Problem – Pick out all lines with the word "React" from the records that follow.

(Interface markup and scripts)

-.-.-

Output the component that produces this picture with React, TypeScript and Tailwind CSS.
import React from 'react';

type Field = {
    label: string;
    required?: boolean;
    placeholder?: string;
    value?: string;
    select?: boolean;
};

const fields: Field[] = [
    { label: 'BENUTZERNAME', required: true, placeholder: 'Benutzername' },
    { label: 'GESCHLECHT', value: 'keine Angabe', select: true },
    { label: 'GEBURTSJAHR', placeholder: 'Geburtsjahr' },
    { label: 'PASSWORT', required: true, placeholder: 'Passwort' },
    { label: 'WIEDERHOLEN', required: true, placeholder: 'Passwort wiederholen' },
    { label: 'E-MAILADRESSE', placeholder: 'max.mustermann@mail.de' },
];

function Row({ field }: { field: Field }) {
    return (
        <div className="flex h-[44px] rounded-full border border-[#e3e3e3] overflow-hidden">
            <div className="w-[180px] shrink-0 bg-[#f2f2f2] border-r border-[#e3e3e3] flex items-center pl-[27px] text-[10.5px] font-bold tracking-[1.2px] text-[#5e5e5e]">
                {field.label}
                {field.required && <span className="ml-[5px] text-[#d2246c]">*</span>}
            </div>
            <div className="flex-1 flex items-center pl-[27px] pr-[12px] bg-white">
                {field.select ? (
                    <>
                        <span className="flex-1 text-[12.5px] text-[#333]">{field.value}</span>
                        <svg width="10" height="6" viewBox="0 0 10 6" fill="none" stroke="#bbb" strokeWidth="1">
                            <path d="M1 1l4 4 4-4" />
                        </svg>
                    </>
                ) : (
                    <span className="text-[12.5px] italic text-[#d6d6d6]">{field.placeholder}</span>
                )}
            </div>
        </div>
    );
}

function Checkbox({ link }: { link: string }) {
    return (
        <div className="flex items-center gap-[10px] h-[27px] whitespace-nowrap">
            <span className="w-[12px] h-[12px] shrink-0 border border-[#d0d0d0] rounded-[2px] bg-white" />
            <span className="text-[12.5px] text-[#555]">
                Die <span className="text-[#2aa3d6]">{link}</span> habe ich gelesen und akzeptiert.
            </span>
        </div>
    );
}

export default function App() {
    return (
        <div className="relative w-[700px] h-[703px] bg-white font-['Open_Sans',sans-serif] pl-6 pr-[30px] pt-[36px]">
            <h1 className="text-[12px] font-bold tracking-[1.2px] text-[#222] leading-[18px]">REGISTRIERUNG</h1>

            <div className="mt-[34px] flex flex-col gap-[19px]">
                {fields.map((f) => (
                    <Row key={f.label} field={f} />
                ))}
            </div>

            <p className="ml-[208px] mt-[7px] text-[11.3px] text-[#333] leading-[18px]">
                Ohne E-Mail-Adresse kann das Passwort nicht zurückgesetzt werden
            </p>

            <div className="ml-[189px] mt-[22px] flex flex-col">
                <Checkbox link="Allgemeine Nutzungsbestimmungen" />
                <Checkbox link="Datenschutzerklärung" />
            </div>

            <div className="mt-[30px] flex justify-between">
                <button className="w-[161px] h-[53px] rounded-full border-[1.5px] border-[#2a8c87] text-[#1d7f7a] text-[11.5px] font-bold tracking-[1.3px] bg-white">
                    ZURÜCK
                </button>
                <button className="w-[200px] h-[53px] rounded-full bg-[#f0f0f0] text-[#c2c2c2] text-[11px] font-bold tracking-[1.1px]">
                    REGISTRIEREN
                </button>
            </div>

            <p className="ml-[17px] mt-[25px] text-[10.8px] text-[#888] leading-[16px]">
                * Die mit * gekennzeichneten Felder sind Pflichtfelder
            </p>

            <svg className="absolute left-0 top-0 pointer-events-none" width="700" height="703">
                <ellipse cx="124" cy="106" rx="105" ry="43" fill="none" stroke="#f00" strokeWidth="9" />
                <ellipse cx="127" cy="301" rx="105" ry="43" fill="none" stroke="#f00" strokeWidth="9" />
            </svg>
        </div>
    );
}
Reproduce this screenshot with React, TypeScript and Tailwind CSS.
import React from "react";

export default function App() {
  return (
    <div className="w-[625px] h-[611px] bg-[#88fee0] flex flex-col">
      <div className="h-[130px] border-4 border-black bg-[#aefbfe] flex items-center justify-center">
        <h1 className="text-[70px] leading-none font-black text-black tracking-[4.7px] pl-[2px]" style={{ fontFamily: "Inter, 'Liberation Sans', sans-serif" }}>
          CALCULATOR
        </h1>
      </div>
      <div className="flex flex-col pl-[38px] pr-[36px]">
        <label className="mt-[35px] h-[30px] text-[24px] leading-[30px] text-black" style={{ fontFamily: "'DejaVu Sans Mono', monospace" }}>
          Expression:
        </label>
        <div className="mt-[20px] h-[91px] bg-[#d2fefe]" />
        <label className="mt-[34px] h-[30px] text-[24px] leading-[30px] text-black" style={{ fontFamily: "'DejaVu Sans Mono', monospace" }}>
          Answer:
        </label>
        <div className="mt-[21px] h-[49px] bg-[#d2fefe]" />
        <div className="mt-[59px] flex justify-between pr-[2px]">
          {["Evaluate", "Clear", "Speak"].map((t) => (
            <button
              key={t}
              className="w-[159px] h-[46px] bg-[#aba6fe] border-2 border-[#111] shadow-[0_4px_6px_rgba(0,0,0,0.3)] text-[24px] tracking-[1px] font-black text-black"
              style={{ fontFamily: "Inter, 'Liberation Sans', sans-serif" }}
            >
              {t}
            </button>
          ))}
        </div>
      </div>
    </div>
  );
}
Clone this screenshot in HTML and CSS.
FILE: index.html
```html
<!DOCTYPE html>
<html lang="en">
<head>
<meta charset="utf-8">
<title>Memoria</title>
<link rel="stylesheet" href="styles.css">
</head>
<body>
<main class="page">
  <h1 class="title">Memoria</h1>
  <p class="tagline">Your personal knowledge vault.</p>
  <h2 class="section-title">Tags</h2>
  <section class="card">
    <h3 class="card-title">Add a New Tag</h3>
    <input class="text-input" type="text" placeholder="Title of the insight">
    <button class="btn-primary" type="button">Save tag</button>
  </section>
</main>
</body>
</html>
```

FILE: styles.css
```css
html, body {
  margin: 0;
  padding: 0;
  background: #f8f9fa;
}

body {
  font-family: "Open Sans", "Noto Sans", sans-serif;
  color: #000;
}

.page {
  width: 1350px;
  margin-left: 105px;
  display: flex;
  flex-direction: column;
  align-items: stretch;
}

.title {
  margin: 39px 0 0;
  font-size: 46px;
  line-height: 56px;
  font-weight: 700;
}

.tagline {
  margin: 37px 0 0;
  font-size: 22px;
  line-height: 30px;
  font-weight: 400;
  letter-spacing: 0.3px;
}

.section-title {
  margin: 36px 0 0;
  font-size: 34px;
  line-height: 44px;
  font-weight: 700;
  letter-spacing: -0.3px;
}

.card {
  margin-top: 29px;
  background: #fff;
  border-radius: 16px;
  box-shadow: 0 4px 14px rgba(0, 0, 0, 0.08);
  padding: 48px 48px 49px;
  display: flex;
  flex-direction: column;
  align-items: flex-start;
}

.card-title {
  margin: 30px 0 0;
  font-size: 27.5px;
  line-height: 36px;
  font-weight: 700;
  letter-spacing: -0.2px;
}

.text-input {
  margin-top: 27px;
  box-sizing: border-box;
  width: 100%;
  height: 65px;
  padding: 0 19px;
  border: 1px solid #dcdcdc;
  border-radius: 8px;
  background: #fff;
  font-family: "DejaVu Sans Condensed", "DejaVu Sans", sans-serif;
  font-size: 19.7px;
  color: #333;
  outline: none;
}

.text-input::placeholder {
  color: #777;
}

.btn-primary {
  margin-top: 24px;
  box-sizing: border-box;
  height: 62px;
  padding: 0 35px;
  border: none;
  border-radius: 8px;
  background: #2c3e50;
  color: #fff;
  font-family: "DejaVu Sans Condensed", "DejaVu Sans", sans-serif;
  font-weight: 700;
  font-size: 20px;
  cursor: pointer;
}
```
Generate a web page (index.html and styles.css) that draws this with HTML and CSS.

-.-.-

Response to the exercise –
Output the component that produces this picture with React, TypeScript and Tailwind CSS.
import React from 'react';
Reproduce this screenshot with React, TypeScript and Tailwind CSS.
import React from "react";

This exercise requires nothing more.